Dennoch wollte das Paar, das es von Nordrhein-Westfalen an die Mosel zog - Webers Großvater stammte aus Cochem - dieses Haus und kein anderes kaufen. "Das alte Haus hat einfach eine Seele", nennt Renate Weber einen entscheidenden Aspekt. Laut Werner Weber wartet es zudem beständig mit Überraschungen auf. Sie hätten zwar schon mal neu gebaut - doch das sei weit weniger interessant gewesen: "Man entdeckt immer wieder neue alte Sachen", weiß der Hobbyhistoriker zu schätzen, der auch Karten von Zeltingen und Rachtig um 1830 hat drucken lassen. Diese enthalten nicht nur alle damaligen Gebäude, sondern auch die Namen ihrer Eigentümer und deren Berufe (der TV berichtete).
An dem historischen Fachwerkhaus schätzt Weber einerseits bauliche Besonderheiten. So etwa den im Keller ausgebuddelten Brunnen oder die Kölner Decken. Deren Gefache legten sie frei und verputzen sie wieder geschwungen wie einst, so dass die Balkendecke erneut zu sehen ist. Andererseits faszinieren das Paar Überlegungen, wer wohl früher in ihrem Zuhause lebte und welchen Berufen die Leute nachgingen.
Dank Webers Recherchen gibt es inzwischen eine Liste mit Namen früherer Eigentümer - allesamt Nachkommen einer Familie Griebeler. Jacobus Griebeler, ein angesehener Gerichtsschöffe aus Bernkastel, soll das Haus um 1763 gekauft und in großem Stil umgebaut haben. Davon zeugen hohe Zimmerdecken sowie die aus dieser Zeit stammende Eingangstür. Von der Tür im Rokokostil ist eine besondere Geschichte überliefert.
Für einen Nachkommen, den unbeliebten Steuereinnehmer Michael Griebeler (1812 bis 1898), erwies sie sich nämlich als Glücksfall. Gerade noch rechtzeitig konnte er sich ins Haus retten, während die Spitze eines nach ihm geschleuderten Speeres in der massiven Tür stecken blieb. Die hinterlassene Kerbe ist noch heute zu sehen. Als Griebeler dann eines Tages spurlos verschwand, war der Weg frei für wildeste Spekulationen.
Webers Internetrecherchen ergaben, dass er nach Amerika ausgewandert war. Im Stammbaum einer 1960 geborenen Ahnenforscherin entdeckte er den vermissten Michael Griebeler aus Zeltingen.
Weniger abenteuerlich ist die Geschichte der übrigen Bewohner.
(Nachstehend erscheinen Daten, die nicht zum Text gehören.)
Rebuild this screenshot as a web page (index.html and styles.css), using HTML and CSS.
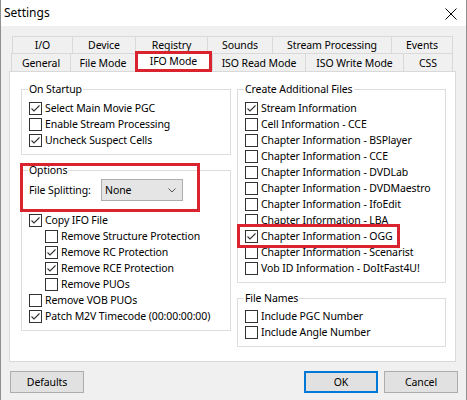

Nach Jacobus Griebeler, der in Unterlagen auch als "Medicus" bezeichnet wird, lebte dort Michael Joseph Griebeler, der Vater des späteren Amerikaners. Während Joseph noch Bäcker, Winzer und Schankwirt war, lebten seine Nachkommen offensichtlich ausschließlich vom Weinbau.
Die neuen Eigentümer, nach rund 250 Jahren erstmals keine Griebelers, knüpfen ein klein wenig an diese Tradition an. Renate und Werner Weber haben in dem alten Winzerhaus eine Galerie und eine Vinothek eingerichtet. In der Galerie gibt es Mosellandschaften zu entdecken - in der Vinothek Weine von 18 Zeltinger Winzern.